### Task instructions
From the listing below, extract every line in which the word "React" appears.

### Data shown
%%
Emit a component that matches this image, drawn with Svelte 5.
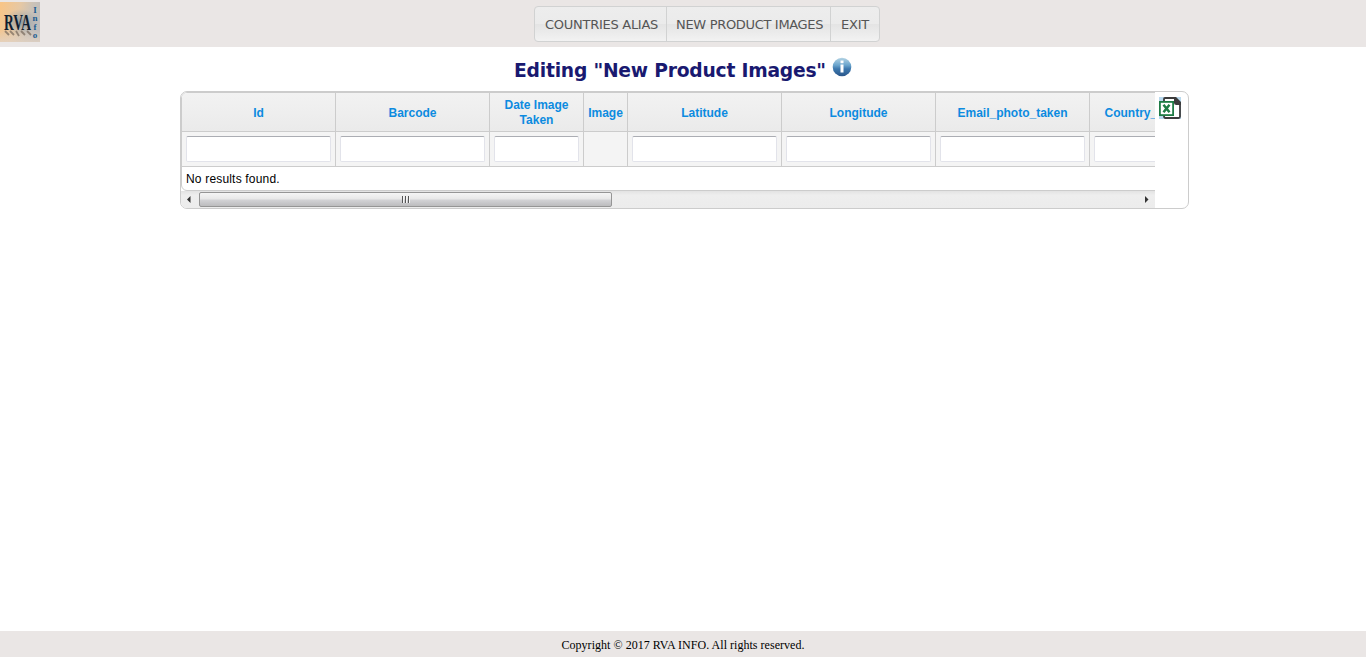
<script>
  const menu = [
    { label: 'COUNTRIES ALIAS', w: 113 },
    { label: 'NEW PRODUCT IMAGES', w: 147 },
    { label: 'EXIT', w: 29 }
  ];
  const columns = [
    { label: 'Id', w: 154, filter: true },
    { label: 'Barcode', w: 154, filter: true },
    { label: 'Date Image Taken', w: 94, filter: true },
    { label: 'Image', w: 44, filter: false },
    { label: 'Latitude', w: 154, filter: true },
    { label: 'Longitude', w: 154, filter: true },
    { label: 'Email_photo_taken', w: 154, filter: true },
    { label: 'Country_photo_taken', w: 154, filter: true }
  ];
</script>

<div class="page">
  <header>
    <svg class="logo" width="40" height="40" viewBox="0 0 40 40">
      <defs>
        <linearGradient id="lg" x1="0" y1="0.2" x2="1" y2="0.45">
          <stop offset="0" stop-color="#f8c588" />
          <stop offset="0.45" stop-color="#e6c8a4" />
          <stop offset="0.75" stop-color="#cac2b8" />
          <stop offset="1" stop-color="#bebcbc" />
        </linearGradient>
        <linearGradient id="base" x1="0" y1="0" x2="0" y2="1">
          <stop offset="0.7" stop-color="#e3d3c3" stop-opacity="0" />
          <stop offset="1" stop-color="#e3d3c3" stop-opacity=".8" />
        </linearGradient>
        <radialGradient id="glow">
          <stop offset="0" stop-color="#75899a" stop-opacity=".7" />
          <stop offset="1" stop-color="#8d9aa5" stop-opacity="0" />
        </radialGradient>
      </defs>
      <rect width="40" height="40" fill="url(#lg)" />
      <rect width="40" height="40" fill="url(#base)" />
      <ellipse cx="21" cy="20" rx="18" ry="13" fill="url(#glow)" />
      <path d="M5 29l4 4M10 29l4 4M16 29l3 5M21 29l4 4M27 29l4 4" stroke="#77695c" stroke-width="1.8" opacity=".7" />
      <text x="4" y="28" textLength="27" lengthAdjust="spacingAndGlyphs" class="rva">RVA</text>
      <g class="info"><text x="35" y="11">I</text><text x="35" y="19">n</text><text x="35" y="27.500">f</text><text x="35" y="36">o</text></g>
    </svg>
    <nav>
      {#each menu as m}
        <a href="#top"><span style="width:{m.w}px">{m.label}</span></a>
      {/each}
    </nav>
  </header>

  <main>
    <h1>
      <span>Editing "New Product Images"</span>
      <svg width="20" height="20" viewBox="0 0 20 20">
        <defs>
          <linearGradient id="ball" x1="0" y1="0" x2="0" y2="1">
            <stop offset="0" stop-color="#b5d4e4" />
            <stop offset="0.4" stop-color="#6ba5cd" />
            <stop offset="0.6" stop-color="#3d78ae" />
            <stop offset="1" stop-color="#2a568a" />
          </linearGradient>
        </defs>
        <circle cx="10" cy="10" r="9.3" fill="url(#ball)" />
        <path d="M8.500 3.600h3v2.700h-3zM8.500 7.500h3v8h-3z" fill="#fff" />
      </svg>
    </h1>

    <section class="panel">
      <div class="scroller">
        <div class="grid">
          <div class="row head">
            {#each columns as c}
              <div class="cell" style="width:{c.w}px"><span>{c.label}</span></div>
            {/each}
          </div>
          <div class="row filters">
            {#each columns as c}
              <div class="cell" style="width:{c.w}px">{#if c.filter}<input type="text" aria-label={c.label} />{/if}</div>
            {/each}
          </div>
          <div class="empty">No results found.</div>
        </div>
        <div class="bar">
          <svg class="arrow" width="17" height="17" viewBox="0 0 17 17"><path d="M6 8.5L9.5 5v7z" fill="#333" /></svg>
          <div class="thumb"><i></i><i></i><i></i></div>
          <svg class="arrow end" width="17" height="17" viewBox="0 0 17 17"><path d="M10.5 8.5L7 5v7z" fill="#333" /></svg>
        </div>
      </div>
      <svg class="excel" width="22" height="22" viewBox="0 0 22 22">
        <path d="M0 0h22v22H0z" fill="#b9d9ee" />
        <path d="M6 1h10l5 5v13.500q0 1.500-1.500 1.500H6.500Q5 21 5 19V2q0-1 1-1z" fill="#fff" stroke="#3c3c3c" stroke-width="1.800" />
        <path d="M15 0h2l5 5v3h-4.500q-2.500 0-2.500-2.500z" fill="#3c3c3c" />
        <rect x=".9" y="4.900" width="13.200" height="13.200" fill="#fff" stroke="#1f7c45" stroke-width="1.800" />
        <path d="M4.500 7.800l6 7.500M10.500 7.800l-6 7.500" stroke="#1f7c45" stroke-width="2.500" />
      </svg>
    </section>
  </main>

  <footer>Copyright © 2017 RVA INFO. All rights reserved.</footer>
</div>

<style>
  .page { height: 657px; display: flex; flex-direction: column; background: #fff; overflow: hidden; }
  header { height: 47px; box-sizing: border-box; background: #eae6e5; display: flex; align-items: flex-start; padding-top: 2px; }
  .logo { display: block; flex: none; }
  .rva { font: bold 23px "Liberation Serif", serif; fill: #101e30; }
  .info { font: bold 9px "Liberation Serif", serif; fill: #205c91; text-anchor: middle; }
  nav { display: flex; margin: 4px 0 0 494px; height: 36px; box-sizing: border-box; border: 1px solid #d1d2d2; border-radius: 4px; background: linear-gradient(#ededed 0, #ebebeb 49%, #e4e4e4 51%, #f2f2f2 100%); }
  nav a { display: flex; padding: 0 7px 0 9px; border-right: 1px solid #d1d2d2; color: #555; text-decoration: none; font: 13px/36px "DejaVu Sans", Verdana, sans-serif; letter-spacing: -0.32px; white-space: nowrap; height: 34px; }
  nav a:first-child { padding: 0 8px 0 10px; letter-spacing: -0.27px; }
  nav a:last-child { border: 0; padding: 0 9px 0 10px; letter-spacing: -0.2px; }
  nav span { display: block; }
  main { flex: 1; }
  h1 { margin: 0; height: 44px; display: flex; padding-left: 514px; color: #191970; font: bold 18.72px/48px "DejaVu Sans", Verdana, sans-serif; }
  h1 span { width: 318px; white-space: nowrap; letter-spacing: -0.22px; }
  h1 svg { margin-top: 10px; }
  .panel { width: 1009px; height: 118px; box-sizing: border-box; margin-left: 180px; border: 1px solid #ccc; border-radius: 7px; display: flex; overflow: hidden; background: #fff; }
  .scroller { width: 974px; overflow: hidden; flex: none; }
  .grid { width: 1400px; height: 99px; box-sizing: border-box; border: 1px solid #ccc; border-radius: 6px; overflow: hidden; font-family: "Liberation Sans", Arial, sans-serif; font-size: 12px; }
  .row { display: flex; }
  .cell { box-sizing: border-box; flex: none; border-right: 1px solid #ccc; border-bottom: 1px solid #ccc; }
  .head { background: linear-gradient(#f2f2f2, #eaeaea); color: #0c8be0; font-weight: bold; line-height: 15px; }
  .head .cell { height: 39px; display: flex; align-items: center; justify-content: center; text-align: center; padding: 2px 3.5px 0 3.5px; }
  .filters { background: #f4f4f4; }
  .filters .cell { height: 35px; padding: 4px; }
  input { display: block; width: 100%; height: 26px; box-sizing: border-box; border: 1px solid #e2e3ea; border-top-color: #abadb3; border-radius: 2px; background: #fff; padding: 0; outline: 0; }
  .empty { height: 23px; line-height: 24px; padding-left: 4px; color: #000; letter-spacing: 0.18px; }
  .bar { height: 17px; display: flex; background: linear-gradient(#e3e3e3, #eee 25%, #ececec); }
  .arrow { flex: none; margin-right: 1px; }
  .end { margin: 0 0 0 auto; }
  .thumb { width: 413px; height: 15px; margin-top: 1px; box-sizing: border-box; border: 1px solid #959595; border-radius: 2px; display: flex; align-items: center; justify-content: center; gap: 1px; background: linear-gradient(#f5f5f5 0, #e7e7e7 48%, #d3d3d6 52%, #bcbcbe 100%); }
  .thumb i { width: 2px; height: 7px; background: linear-gradient(90deg, #555 50%, #f5f5f5 50%); }
  .excel { flex: none; margin: 5px 0 0 4px; }
  footer { height: 26px; flex: none; background: #eae6e5; text-align: center; font: 12px/28px "Liberation Serif", "Times New Roman", serif; letter-spacing: 0.03px; color: #000; }
</style>
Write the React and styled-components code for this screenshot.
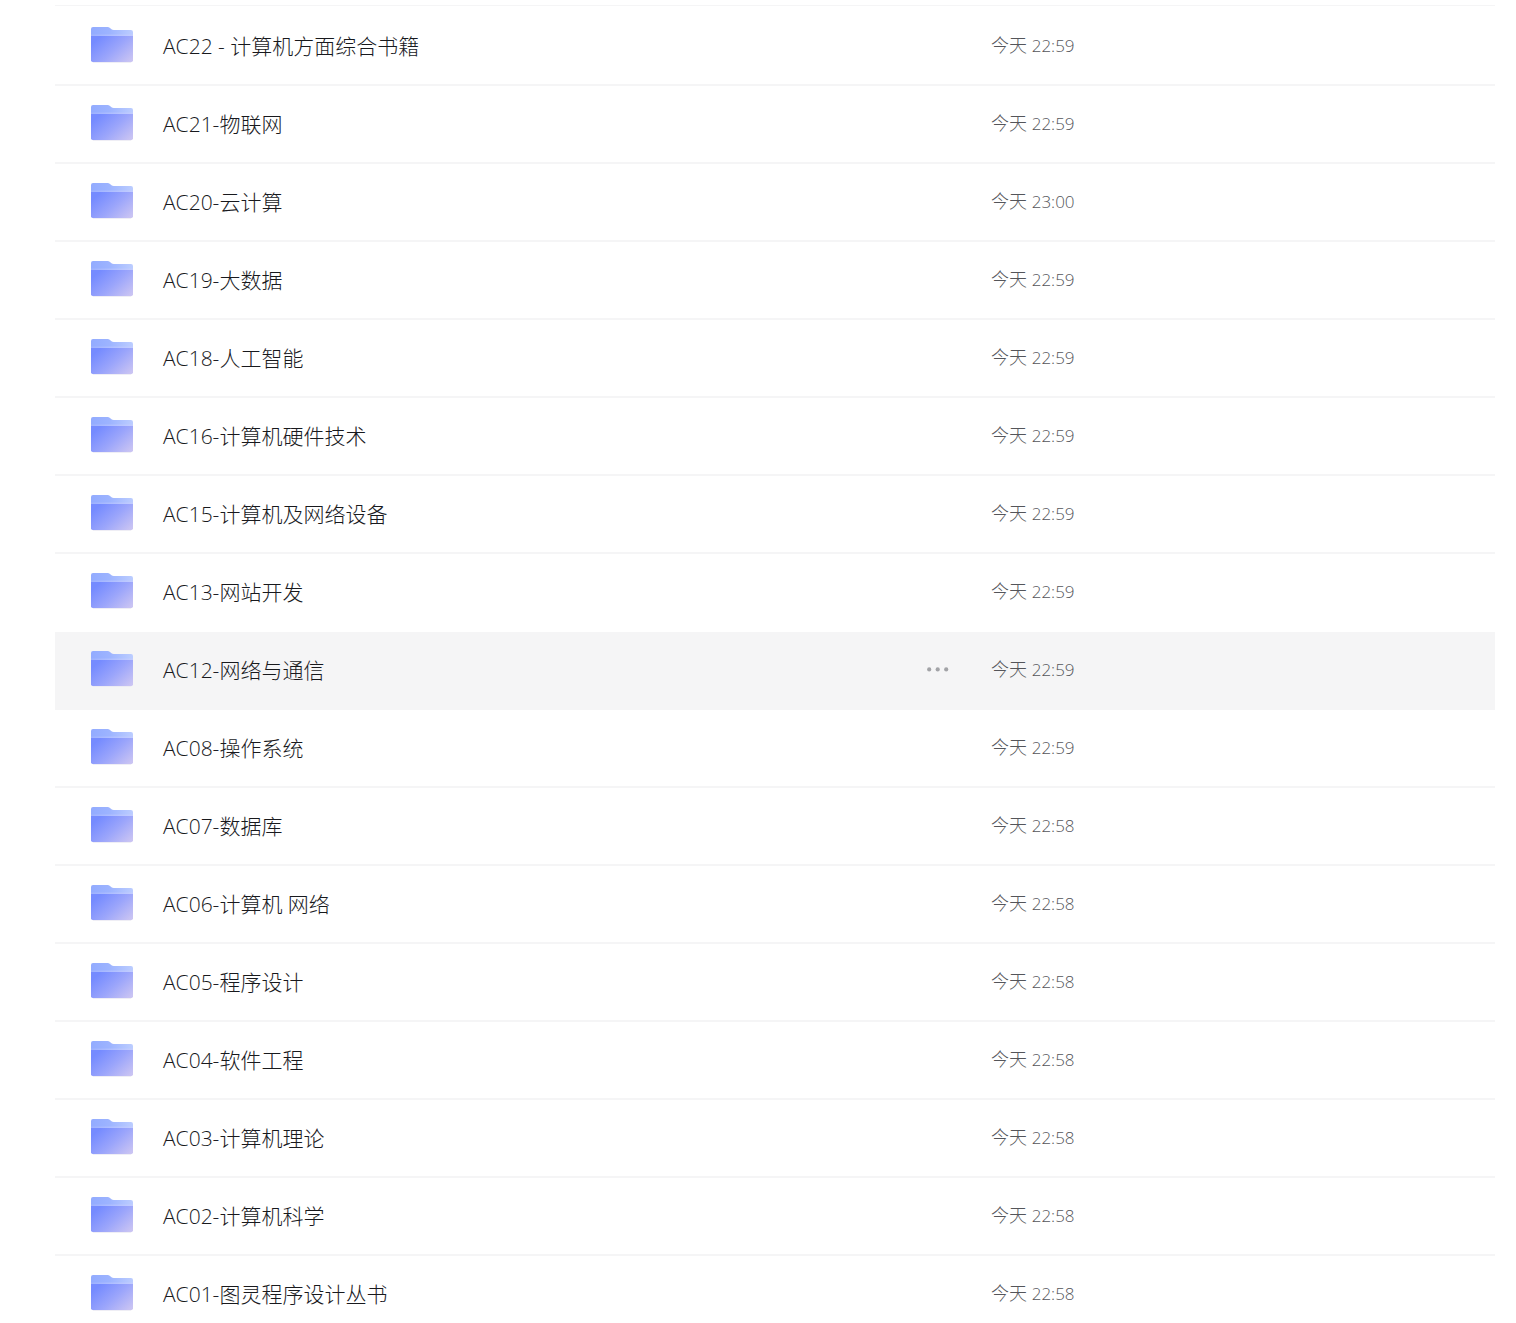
import React from "react";
import styled, { createGlobalStyle } from "styled-components";

const GlobalStyle = createGlobalStyle`
  body {
    margin: 0;
    background: #fff;
    font-family: "Open Sans", "Noto Sans CJK SC", sans-serif;
    font-weight: 300;
  }
`;

const Page = styled.main`
  padding: 5px 21px 0 55px;
`;

const ListWrapper = styled.div`
  border-top: 1px solid #f5f5f6;
  padding-top: 2px;
`;

const FileTable = styled.table`
  width: 100%;
  table-layout: fixed;
  border-collapse: separate;
  border-spacing: 0;
`;

const FileRow = styled.tr`
  height: 78px;
  background: ${({ $active }) => ($active ? "#f5f5f6" : "#fff")};
`;

const Cell = styled.td`
  box-sizing: border-box;
  height: 78px;
  padding: 0;
  border-bottom: 2px solid ${({ $line }) => ($line ? "#f5f5f6" : "transparent")};
`;

const NameCell = styled(Cell)`
  width: 65%;
`;

const NameContent = styled.div`
  display: flex;
  align-items: center;
  padding: 0 42px 0 36px;
`;

const FolderSvg = styled.svg`
  flex: none;
  width: 42px;
  height: 38px;
  margin-right: 30px;
`;

const FileLink = styled.a`
  flex: 1;
  color: #18191d;
  font-size: 21px;
  line-height: 30px;
  text-decoration: none;
`;

const MoreButton = styled.button`
  display: flex;
  padding: 0 0 2px;
  border: 0;
  background: none;
  cursor: pointer;
`;

const Time = styled.time`
  display: block;
  padding-bottom: 2px;
  color: #54555a;
  font-size: 18px;
  line-height: 26px;
`;

const Clock = styled.span`
  font-size: 17px;
`;

const files = [
  { name: "AC22 - 计算机方面综合书籍", time: "22:59" },
  { name: "AC21-物联网", time: "22:59" },
  { name: "AC20-云计算", time: "23:00" },
  { name: "AC19-大数据", time: "22:59" },
  { name: "AC18-人工智能", time: "22:59" },
  { name: "AC16-计算机硬件技术", time: "22:59" },
  { name: "AC15-计算机及网络设备", time: "22:59" },
  { name: "AC13-网站开发", time: "22:59" },
  { name: "AC12-网络与通信", time: "22:59" },
  { name: "AC08-操作系统", time: "22:59" },
  { name: "AC07-数据库", time: "22:58" },
  { name: "AC06-计算机 网络", time: "22:58" },
  { name: "AC05-程序设计", time: "22:58" },
  { name: "AC04-软件工程", time: "22:58" },
  { name: "AC03-计算机理论", time: "22:58" },
  { name: "AC02-计算机科学", time: "22:58" },
  { name: "AC01-图灵程序设计丛书", time: "22:58" }
];

const activeIndex = 8;

const FolderIcon = () => (
  <FolderSvg viewBox="0 0 42 38" aria-hidden="true">
    <path
      d="M0 2Q0 0 2 0H16.5Q18 0 19 1L20.5 2.3Q21.3 3 22.8 3H40Q42 3 42 5V12H0Z"
      fill="url(#folder-back)"
    />
    <path d="M1 34H41L40 35.8H2Z" fill="#eae9f2" />
    <path
      d="M0 8H42V33.3Q42 35 40.3 35H1.7Q0 35 0 33.3Z"
      fill="url(#folder-front)"
    />
    <path d="M0 7.4H42V9H0Z" fill="url(#folder-edge)" />
  </FolderSvg>
);

const MoreIcon = () => (
  <svg width="22" height="6" viewBox="0 0 22 6" fill="#a2a3a7">
    <circle cx="2.2" cy="3.4" r="2.1" />
    <circle cx="10.7" cy="3.4" r="2.1" />
    <circle cx="19.2" cy="3.4" r="2.1" />
  </svg>
);

// shared by every folder icon in the list
const IconGradients = () => (
  <svg width="0" height="0" display="block" aria-hidden="true">
    <defs>
      <linearGradient id="folder-back" x1="0" y1="0" x2="1" y2="0">
        <stop offset="0" stopColor="#92abff" />
        <stop offset="0.45" stopColor="#9db4ff" />
        <stop offset="1" stopColor="#bccdff" />
      </linearGradient>
      <linearGradient id="folder-front" x1="0.08" y1="0.25" x2="1" y2="0.9">
        <stop offset="0" stopColor="#758bff" />
        <stop offset="0.5" stopColor="#9ba5fb" />
        <stop offset="1" stopColor="#cac4f3" />
      </linearGradient>
      <linearGradient id="folder-edge" x1="0" y1="0" x2="1" y2="0">
        <stop offset="0" stopColor="#9db1ff" />
        <stop offset="1" stopColor="#c3cdff" />
      </linearGradient>
    </defs>
  </svg>
);

const File = ({ file, active, line }) => (
  <FileRow $active={active}>
    <NameCell $line={line}>
      <NameContent>
        <FolderIcon />
        <FileLink href="#">{file.name}</FileLink>
        {active && (
          <MoreButton type="button" aria-label="更多">
            <MoreIcon />
          </MoreButton>
        )}
      </NameContent>
    </NameCell>
    <Cell $line={line}>
      <Time>
        今天 <Clock>{file.time}</Clock>
      </Time>
    </Cell>
  </FileRow>
);

const App = () => (
  <Page>
    <GlobalStyle />
    <IconGradients />
    <ListWrapper>
      <FileTable>
        <tbody>
          {files.map((file, index) => (
            <File
              key={file.name}
              file={file}
              active={index === activeIndex}
              line={index !== activeIndex && index !== activeIndex - 1}
            />
          ))}
        </tbody>
      </FileTable>
    </ListWrapper>
  </Page>
);

export default App;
%%
### Output for this task
Write the React and styled-components code for this screenshot.
import React from "react";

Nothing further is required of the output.